→ RECORDS FOR THE TASK:

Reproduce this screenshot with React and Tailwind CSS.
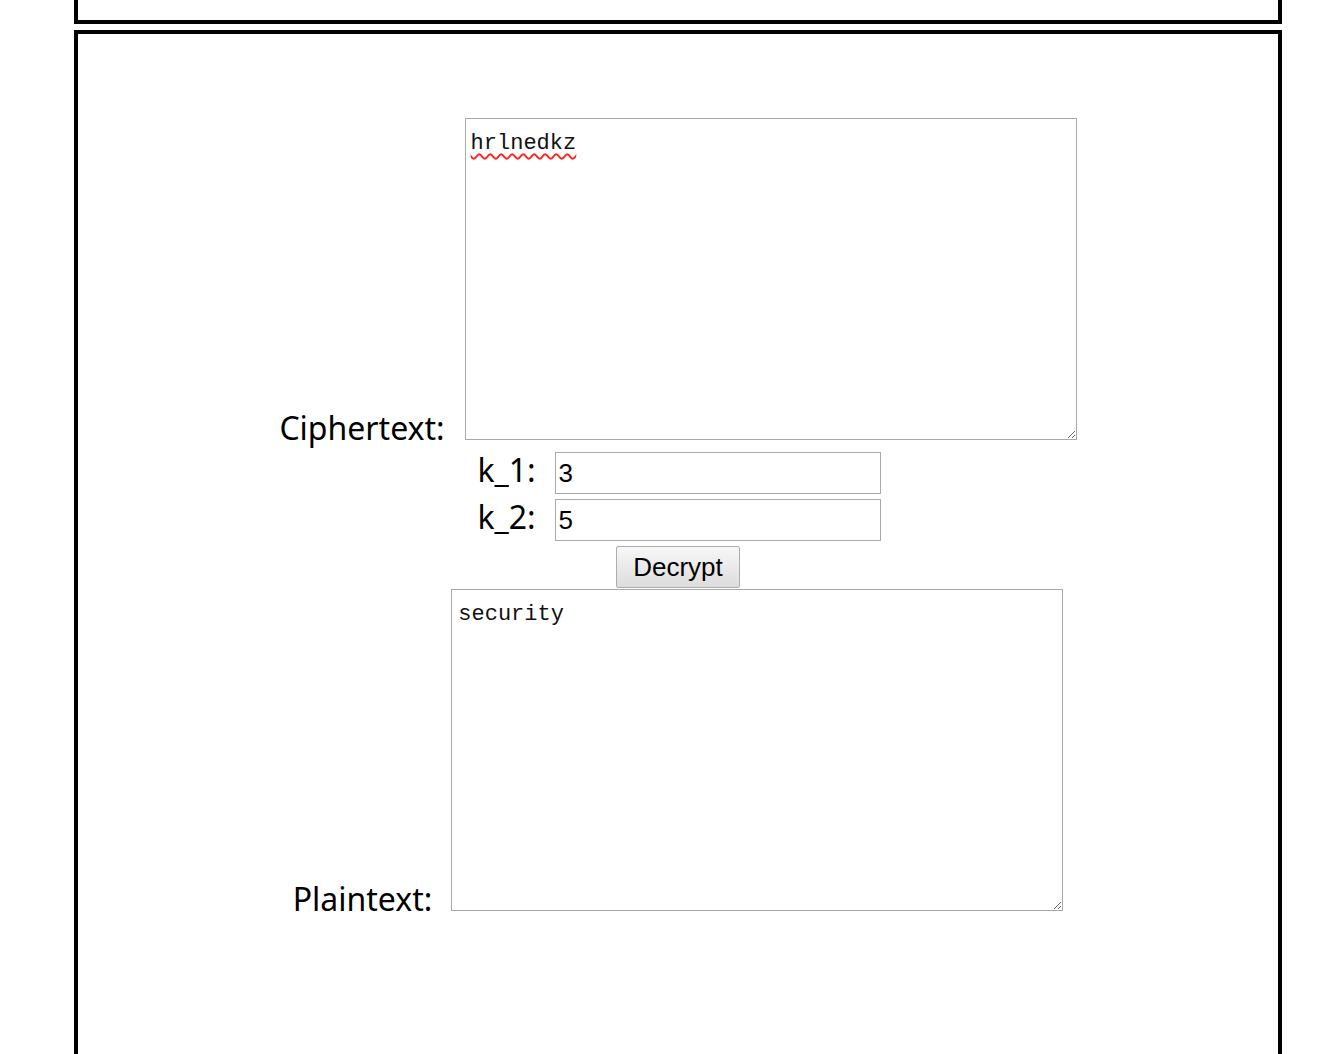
* * *
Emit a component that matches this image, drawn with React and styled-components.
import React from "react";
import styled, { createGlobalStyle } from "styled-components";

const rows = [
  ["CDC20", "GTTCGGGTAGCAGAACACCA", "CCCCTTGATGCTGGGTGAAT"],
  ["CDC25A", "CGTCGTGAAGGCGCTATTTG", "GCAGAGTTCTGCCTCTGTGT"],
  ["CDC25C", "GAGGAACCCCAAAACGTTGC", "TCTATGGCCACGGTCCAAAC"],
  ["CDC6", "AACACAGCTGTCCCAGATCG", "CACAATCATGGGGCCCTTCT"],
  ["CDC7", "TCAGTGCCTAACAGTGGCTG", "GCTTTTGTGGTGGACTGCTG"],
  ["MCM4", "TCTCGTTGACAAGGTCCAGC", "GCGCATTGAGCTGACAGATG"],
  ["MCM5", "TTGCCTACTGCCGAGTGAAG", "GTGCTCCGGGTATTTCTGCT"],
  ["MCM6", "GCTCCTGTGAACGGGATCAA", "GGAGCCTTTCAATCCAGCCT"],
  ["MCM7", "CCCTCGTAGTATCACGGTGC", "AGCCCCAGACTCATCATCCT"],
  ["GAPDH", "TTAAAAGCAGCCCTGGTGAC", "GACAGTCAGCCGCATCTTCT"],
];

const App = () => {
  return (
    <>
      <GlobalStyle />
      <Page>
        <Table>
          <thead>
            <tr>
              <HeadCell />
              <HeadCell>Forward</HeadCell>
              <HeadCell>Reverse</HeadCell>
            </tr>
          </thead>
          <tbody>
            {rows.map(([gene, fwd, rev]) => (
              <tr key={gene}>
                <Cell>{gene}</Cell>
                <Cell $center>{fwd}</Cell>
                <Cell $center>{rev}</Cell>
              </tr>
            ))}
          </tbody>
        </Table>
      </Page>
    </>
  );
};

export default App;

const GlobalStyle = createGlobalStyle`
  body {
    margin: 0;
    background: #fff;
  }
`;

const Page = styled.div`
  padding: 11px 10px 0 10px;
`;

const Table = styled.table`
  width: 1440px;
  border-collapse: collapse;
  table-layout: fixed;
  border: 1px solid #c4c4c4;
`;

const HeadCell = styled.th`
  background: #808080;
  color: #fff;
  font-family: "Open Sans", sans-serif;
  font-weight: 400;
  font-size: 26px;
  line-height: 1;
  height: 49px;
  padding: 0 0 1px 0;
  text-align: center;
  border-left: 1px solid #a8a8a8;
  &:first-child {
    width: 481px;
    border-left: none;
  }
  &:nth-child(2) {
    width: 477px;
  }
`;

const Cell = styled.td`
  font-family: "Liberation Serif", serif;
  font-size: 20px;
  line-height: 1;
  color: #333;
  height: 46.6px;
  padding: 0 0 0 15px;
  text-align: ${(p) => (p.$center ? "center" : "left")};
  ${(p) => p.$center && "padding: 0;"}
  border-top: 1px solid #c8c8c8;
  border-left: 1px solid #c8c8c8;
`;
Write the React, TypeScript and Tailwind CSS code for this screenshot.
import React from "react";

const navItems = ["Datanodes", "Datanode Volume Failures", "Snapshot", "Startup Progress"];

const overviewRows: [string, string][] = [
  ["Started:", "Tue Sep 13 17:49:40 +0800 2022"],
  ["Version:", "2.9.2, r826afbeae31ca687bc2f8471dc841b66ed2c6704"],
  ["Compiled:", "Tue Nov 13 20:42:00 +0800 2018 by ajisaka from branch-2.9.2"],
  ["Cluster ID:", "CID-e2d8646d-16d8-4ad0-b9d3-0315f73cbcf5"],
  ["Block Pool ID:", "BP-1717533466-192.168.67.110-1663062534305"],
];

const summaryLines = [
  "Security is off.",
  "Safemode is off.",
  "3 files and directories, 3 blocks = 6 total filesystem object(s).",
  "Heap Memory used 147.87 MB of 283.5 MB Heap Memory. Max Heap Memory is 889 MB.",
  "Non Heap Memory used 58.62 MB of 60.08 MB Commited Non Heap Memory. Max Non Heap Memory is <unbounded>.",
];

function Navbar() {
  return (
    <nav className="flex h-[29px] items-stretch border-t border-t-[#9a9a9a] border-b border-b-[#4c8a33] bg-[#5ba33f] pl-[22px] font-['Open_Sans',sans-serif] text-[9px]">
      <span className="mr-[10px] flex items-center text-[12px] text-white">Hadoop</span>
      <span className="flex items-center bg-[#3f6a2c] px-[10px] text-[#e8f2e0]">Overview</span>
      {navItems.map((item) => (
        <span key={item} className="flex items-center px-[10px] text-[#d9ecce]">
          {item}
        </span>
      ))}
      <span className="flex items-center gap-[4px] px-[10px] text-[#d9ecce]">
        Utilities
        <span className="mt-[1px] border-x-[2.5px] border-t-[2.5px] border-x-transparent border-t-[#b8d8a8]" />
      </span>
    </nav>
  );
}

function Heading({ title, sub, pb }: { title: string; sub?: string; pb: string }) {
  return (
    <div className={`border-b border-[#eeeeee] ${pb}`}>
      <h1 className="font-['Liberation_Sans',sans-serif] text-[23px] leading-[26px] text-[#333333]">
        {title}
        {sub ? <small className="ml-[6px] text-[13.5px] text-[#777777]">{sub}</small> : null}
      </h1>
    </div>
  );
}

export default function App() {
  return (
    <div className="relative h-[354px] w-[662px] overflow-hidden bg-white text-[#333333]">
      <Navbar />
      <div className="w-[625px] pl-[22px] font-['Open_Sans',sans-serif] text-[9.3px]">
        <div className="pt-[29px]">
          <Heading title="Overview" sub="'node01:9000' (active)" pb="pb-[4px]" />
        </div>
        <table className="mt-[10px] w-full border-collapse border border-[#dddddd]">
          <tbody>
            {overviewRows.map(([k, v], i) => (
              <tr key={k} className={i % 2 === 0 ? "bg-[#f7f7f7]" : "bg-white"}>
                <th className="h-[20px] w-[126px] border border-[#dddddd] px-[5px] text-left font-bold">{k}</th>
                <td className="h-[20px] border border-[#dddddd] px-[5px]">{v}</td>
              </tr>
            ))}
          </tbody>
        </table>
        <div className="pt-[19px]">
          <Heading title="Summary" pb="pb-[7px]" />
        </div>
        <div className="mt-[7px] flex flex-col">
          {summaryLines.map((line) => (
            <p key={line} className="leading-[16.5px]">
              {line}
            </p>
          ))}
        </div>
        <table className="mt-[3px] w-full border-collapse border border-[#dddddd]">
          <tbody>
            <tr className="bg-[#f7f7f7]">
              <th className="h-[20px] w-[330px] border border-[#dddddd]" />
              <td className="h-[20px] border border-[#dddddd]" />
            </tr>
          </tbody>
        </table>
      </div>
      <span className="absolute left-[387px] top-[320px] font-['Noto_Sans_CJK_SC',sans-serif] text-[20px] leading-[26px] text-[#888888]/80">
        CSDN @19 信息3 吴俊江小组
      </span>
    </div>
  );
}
--
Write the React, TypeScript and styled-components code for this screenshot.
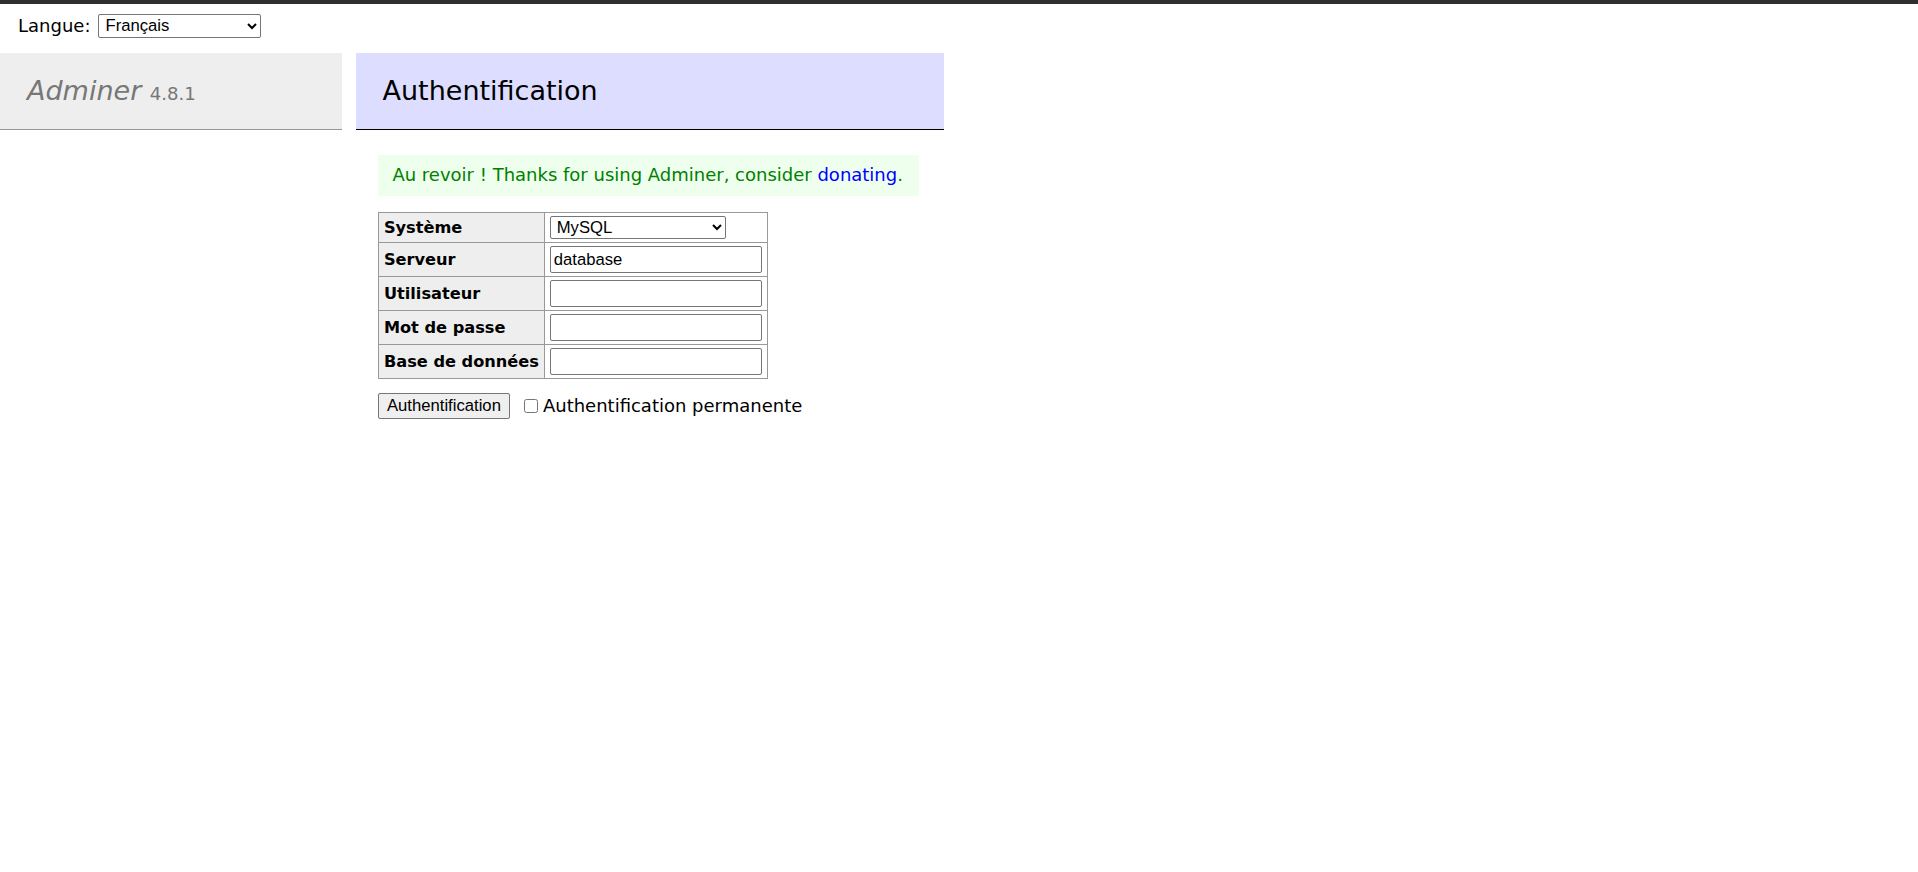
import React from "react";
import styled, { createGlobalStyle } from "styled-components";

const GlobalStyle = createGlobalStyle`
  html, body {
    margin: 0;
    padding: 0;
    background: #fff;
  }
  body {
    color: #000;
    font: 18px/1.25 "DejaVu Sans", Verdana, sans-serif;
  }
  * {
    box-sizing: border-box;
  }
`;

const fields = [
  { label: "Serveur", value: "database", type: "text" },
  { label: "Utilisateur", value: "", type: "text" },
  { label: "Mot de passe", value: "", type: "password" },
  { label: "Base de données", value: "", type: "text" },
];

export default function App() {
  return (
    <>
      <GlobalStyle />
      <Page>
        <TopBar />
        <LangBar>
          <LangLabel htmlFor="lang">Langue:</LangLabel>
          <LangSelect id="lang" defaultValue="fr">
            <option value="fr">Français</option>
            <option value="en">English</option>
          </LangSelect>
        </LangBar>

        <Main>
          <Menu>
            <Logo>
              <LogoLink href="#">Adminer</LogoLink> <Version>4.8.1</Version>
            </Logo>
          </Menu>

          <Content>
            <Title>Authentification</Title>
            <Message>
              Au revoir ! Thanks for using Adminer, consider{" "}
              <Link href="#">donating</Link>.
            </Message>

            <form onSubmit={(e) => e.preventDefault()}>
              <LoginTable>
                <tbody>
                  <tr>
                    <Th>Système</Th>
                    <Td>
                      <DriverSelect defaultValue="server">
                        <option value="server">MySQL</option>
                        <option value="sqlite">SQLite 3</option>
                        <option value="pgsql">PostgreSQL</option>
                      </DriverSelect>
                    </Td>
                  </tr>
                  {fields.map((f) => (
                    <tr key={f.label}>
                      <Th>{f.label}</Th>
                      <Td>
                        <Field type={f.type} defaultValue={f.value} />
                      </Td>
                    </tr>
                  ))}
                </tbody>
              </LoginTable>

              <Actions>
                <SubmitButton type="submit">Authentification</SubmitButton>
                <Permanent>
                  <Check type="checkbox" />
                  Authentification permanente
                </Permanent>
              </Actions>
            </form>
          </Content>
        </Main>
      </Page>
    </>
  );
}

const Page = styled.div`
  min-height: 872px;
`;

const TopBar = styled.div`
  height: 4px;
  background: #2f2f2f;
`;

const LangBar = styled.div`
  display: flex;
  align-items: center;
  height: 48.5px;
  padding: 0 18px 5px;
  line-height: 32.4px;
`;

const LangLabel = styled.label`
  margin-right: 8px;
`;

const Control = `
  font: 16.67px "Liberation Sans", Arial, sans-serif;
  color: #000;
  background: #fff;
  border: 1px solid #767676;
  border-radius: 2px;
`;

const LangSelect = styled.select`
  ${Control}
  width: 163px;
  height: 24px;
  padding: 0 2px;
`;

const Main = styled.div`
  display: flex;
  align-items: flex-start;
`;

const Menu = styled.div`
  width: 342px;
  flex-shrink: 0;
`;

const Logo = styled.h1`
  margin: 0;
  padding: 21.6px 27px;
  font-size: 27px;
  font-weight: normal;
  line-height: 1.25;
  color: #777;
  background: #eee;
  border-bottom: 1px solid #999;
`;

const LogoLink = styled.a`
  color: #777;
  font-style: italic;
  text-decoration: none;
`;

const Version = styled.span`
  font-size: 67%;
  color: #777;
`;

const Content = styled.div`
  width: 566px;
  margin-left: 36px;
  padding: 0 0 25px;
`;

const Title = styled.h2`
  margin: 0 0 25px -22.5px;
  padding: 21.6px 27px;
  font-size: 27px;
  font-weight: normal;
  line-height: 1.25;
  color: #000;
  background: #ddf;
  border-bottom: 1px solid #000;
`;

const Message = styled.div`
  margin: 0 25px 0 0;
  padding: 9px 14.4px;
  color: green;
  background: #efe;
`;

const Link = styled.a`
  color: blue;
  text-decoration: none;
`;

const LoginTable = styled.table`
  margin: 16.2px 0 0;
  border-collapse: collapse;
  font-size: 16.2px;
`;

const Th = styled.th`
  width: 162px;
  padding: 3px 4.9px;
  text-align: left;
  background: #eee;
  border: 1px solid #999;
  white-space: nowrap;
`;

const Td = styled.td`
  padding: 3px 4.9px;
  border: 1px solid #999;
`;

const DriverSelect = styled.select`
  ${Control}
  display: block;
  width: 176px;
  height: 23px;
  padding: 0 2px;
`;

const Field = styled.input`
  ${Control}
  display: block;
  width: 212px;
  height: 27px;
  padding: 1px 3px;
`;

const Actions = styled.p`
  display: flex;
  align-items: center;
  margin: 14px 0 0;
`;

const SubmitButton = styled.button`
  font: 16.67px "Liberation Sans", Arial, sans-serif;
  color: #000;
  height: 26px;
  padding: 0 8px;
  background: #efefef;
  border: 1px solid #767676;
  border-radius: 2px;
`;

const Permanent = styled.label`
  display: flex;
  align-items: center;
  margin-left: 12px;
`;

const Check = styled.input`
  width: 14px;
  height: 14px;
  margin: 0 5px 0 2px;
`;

→ THE TASK:
Say how many lines of the data hold the string "React". Reply with the number alone.

→ COMPLETED TASK:
7